From Misalignment to Adaptation

The path forward is not about increasing participation alone. It is about aligning with how the system operates.

Conversy emphasized a practical entry strategy,

“For teams entering this space for the first time, it’s far smarter to join an experienced consortium as an expert partner.
Build a track record, learn the system, and lead later.”

This approach reflects how participation evolves within Horizon Europe. Experience within the system becomes a prerequisite for scaling influence.

Understanding the System Defines Participation

South Korea has moved beyond access and connection in Horizon Europe.

The next phase depends on alignment.

Participation is not determined by the number of partnerships formed or the strength of technical ideas alone. It is defined by how well teams operate within a structured system of evaluation, documentation, and coordinated execution.

The gap is no longer about entering the ecosystem. It is about understanding the rules that govern it.

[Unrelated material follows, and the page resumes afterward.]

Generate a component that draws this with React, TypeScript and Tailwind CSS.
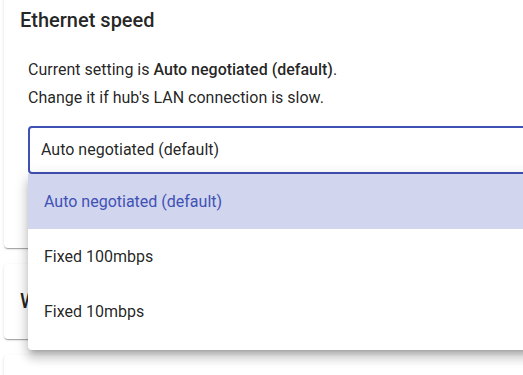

Korean teams enter EU R&D with flexible partnership models, but Horizon Europe demands structured execution, strict evaluation, and formal accountability.

Key Takeaways

  • Horizon Europe evaluates proposals using structured criteria: Excellence, Impact, and Implementation.
  • Collaboration requires formal consortia, defined roles, and legal agreements before funding approval.
  • Korean teams often approach partnerships flexibly, while the EU system demands predefined structure and accountability.
  • Proposal success depends on execution design, not institutional prestige or informal relationships.
  • The Horizon Europe framework involves high complexity, including large-scale documentation and multi-party coordination.
  • Global participants must treat EU R&D collaboration as a system-driven process, not a relationship-driven one.
  • Aligning with evaluation logic and execution structure is critical to successful participation.